И все же Андрей Мальгин сознался, что смотрел "Искателей счастья" с чувством внутреннего сопротивления:
— Есть великолепные актеры, есть прекрасная музыка Дунаевского, есть хорошие операторские находки... Но нормальный зритель не будет рассуждать о том, что здесь, например, хорошая панорама, а здесь интересная игра актера в окружении плохих актеров. Мне кажется, что этот фильм и многие другие фильмы того времени, даже те, которые вошли в историю кино, не выдержат сегодня вот этого испытания — испытания сегодняшним зрителем.

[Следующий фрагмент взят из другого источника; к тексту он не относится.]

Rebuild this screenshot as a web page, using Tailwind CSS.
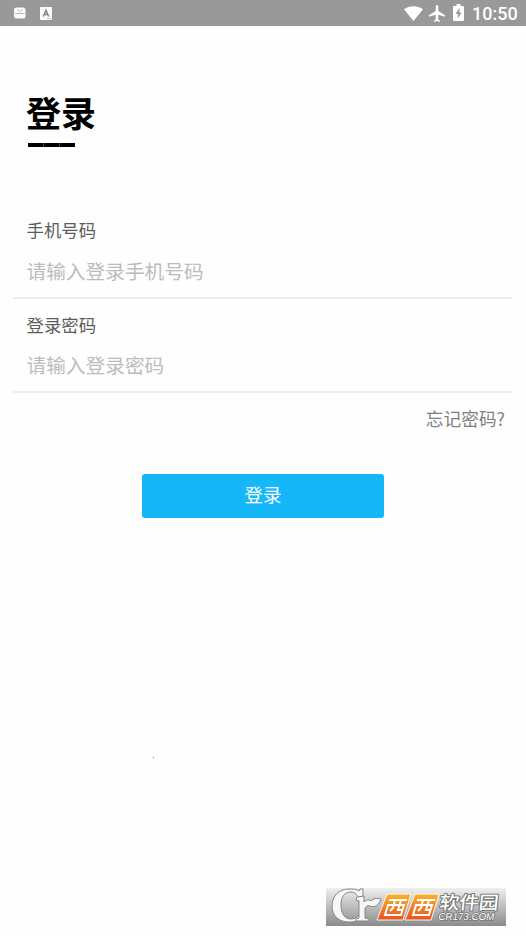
<!DOCTYPE html>
<html lang="zh-CN">
<head>
<meta charset="utf-8">
<title>登录</title>
<script src="https://cdn.jsdelivr.net/npm/@tailwindcss/browser@4"></script>
</head>
<body class="bg-white">
<div class="relative flex h-[936px] w-[526px] flex-col overflow-hidden bg-[#fefefe] font-['Noto_Sans_CJK_SC','Noto_Sans',sans-serif]">
  <header class="flex h-[26px] shrink-0 items-center justify-between bg-[#999] pl-[14px] pr-[9px] text-white">
    <div class="flex items-center gap-[14px]">
      <svg width="12" height="12" viewBox="0 0 12 12"><rect y=".5" width="11.5" height="11" rx="2.5" fill="#fafafa"/><path d="M3 2.500l2.700 2.200L8.500 2.500M1 6.500h9.500" fill="none" stroke="#bbb" stroke-width="1"/></svg>
      <svg width="12" height="13" viewBox="0 0 12 13"><rect width="12" height="13" rx="1" fill="#fafafa"/><path d="M3.300 9.500L6 3.200l2.700 6.300M4.200 7.500h3.600" fill="none" stroke="#888" stroke-width="1.500"/><path d="M6.500 11.500H11" stroke="#ccc"/></svg>
    </div>
    <div class="flex items-center">
      <svg class="mr-[6px]" width="19" height="15" viewBox="0 0 19 15"><path d="M9.500 15L0 3.300C5 -.9 14-.9 19 3.300z" fill="#fff"/></svg>
      <svg class="mr-[8px]" width="16" height="17" viewBox="2 2 19 20"><path d="M21 16v-2l-8-5V3.500C13 2.700 12.300 2 11.500 2S10 2.700 10 3.500V9l-8 5v2l8-2.500V19l-2 1.500V22l3.500-1 3.500 1v-1.500L13 19v-5.500z" fill="#fff"/></svg>
      <svg class="mr-[8px] -mt-px" width="11" height="17" viewBox="0 0 11 17"><path d="M1 2h2.500V0h4v2H10q1 0 1 1v13q0 1-1 1H1q-1 0-1-1V3q0-1 1-1z" fill="#fff"/><path d="M6.500 4L2.500 10h2.400v4.500l3.700-6H6.500z" fill="#999"/></svg>
      <span class="w-[45px] whitespace-nowrap pt-px font-[Roboto,sans-serif] text-[18px] font-medium leading-[24px]">10:50</span>
    </div>
  </header>
  <main class="flex flex-col">
    <h1 class="ml-[26px] mt-[60px] h-[51px] text-[35px] font-bold leading-[51px] text-black">登录</h1>
    <div class="ml-[28px] mt-[6px] flex h-[4px] w-[47px]"><i class="flex-1 border-r border-[#444] bg-black"></i><i class="flex-1 border-r border-[#444] bg-black"></i><i class="flex-1 bg-black"></i></div>
    <section class="ml-[13px] mt-[70px] flex h-[82px] w-[499px] flex-col border-b-2 border-[#eee] pl-[13.500px]">
      <label class="h-[26px] text-[17.400px] leading-[26px] text-[#5c5c5c]">手机号码</label>
      <div class="mt-[13px] h-[30px] text-[19.700px] leading-[30px] text-[#bcbcbc]">请输入登录手机号码</div>
    </section>
    <section class="ml-[13px] mt-[13px] flex h-[81px] w-[499px] flex-col border-b-2 border-[#eee] pl-[13.500px]">
      <label class="h-[26px] text-[17.400px] leading-[26px] text-[#5c5c5c]">登录密码</label>
      <div class="mt-[12px] h-[30px] text-[19.700px] leading-[30px] text-[#bcbcbc]">请输入登录密码</div>
    </section>
    <a class="mr-[21px] mt-[12px] h-[26px] self-end text-[17.700px] leading-[26px] text-[#808080]">忘记密码?</a>
    <button class="mt-[43px] h-[44px] w-[242px] self-center rounded-[3px] bg-[#16b7f8] pb-[4px] text-[18.500px] leading-[40px] text-white">登录</button>
  </main>
  <i class="absolute left-[153px] top-[757px] size-px bg-[#777]"></i>
  <svg class="absolute left-[326px] top-[888px]" width="180" height="38" viewBox="0 0 180 38">
    <defs>
      <linearGradient id="bg" x2="0" y2="1"><stop stop-color="#efefef"/><stop offset=".5" stop-color="#bdbdbd"/><stop offset="1" stop-color="#8b8b8b"/></linearGradient>
      <linearGradient id="or" x2="0" y2="1"><stop stop-color="#f8b62b"/><stop offset="1" stop-color="#e9501f"/></linearGradient>
    </defs>
    <rect width="180" height="38" fill="url(#bg)"/>
    <g stroke="#858585" stroke-width="1" fill="#f7f7f7" stroke-linejoin="round">
      <path d="M37 1v12h-3C32 7 29 4 25 4c-7 0-10 5-10 13 0 9 4 14 10 14 4 0 7-2 9-5l2 2c-2 4-7 6-13 6C13 34 6 28 6 18 6 8 13 1 23 1c4 0 8 0 10 2l1-2z"/>
      <path d="M31 9l7-1v6c2-2 5-3 7-1 2-3 6-3 10-2-2 6-6 9-11 7-3-1-5 1-5 4v8l4 1v2H30v-2l3-1V13l-3-1z"/>
    </g>
    <path d="M61 6h24l-8 26H51zM89 6h24l-8 26H79z" fill="url(#or)" stroke="#fff" stroke-opacity=".9" stroke-width="1"/>
    <g fill="none" stroke="#fff" stroke-width="2"><path id="xi" d="M63 12h18M62 17h16l-3 10H59zM69 12l-2 8-3 3M75 12l-3 10h4"/><path d="M91 12h18M90 17h16l-3 10H87zM97 12l-2 8-3 3M103 12l-3 10h4"/></g>
    <text transform="translate(113 21) skewX(-6)" textLength="59" lengthAdjust="spacingAndGlyphs" font-family="Noto Sans CJK SC,sans-serif" font-weight="500" font-size="18" fill="#fff" stroke="#777" stroke-width="2" stroke-linejoin="round" paint-order="stroke">软件园</text>
    <text transform="translate(112 31.500) skewX(-8)" textLength="56" lengthAdjust="spacingAndGlyphs" font-family="Liberation Sans,sans-serif" font-size="10" fill="#fff" stroke="#777" stroke-width="1.800" stroke-linejoin="round" paint-order="stroke">CR173.COM</text>
  </svg>
</div>
</body>
</html>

...Может быть, горы ненависти, накопленные по отношению к коммунистическому режиму, мешают нам сегодня трезво оценить "Искателей счастья" и другие значительные произведения советского кино? Может быть, истинными судьями окажутся те, которые родились в постсоветские времена? Кто знает... Главное, чтобы большевистский фанатизм не трансформировался бы окончательно в демократический экстремизм: это — два полюса одного и того же воинствующего нигилизма.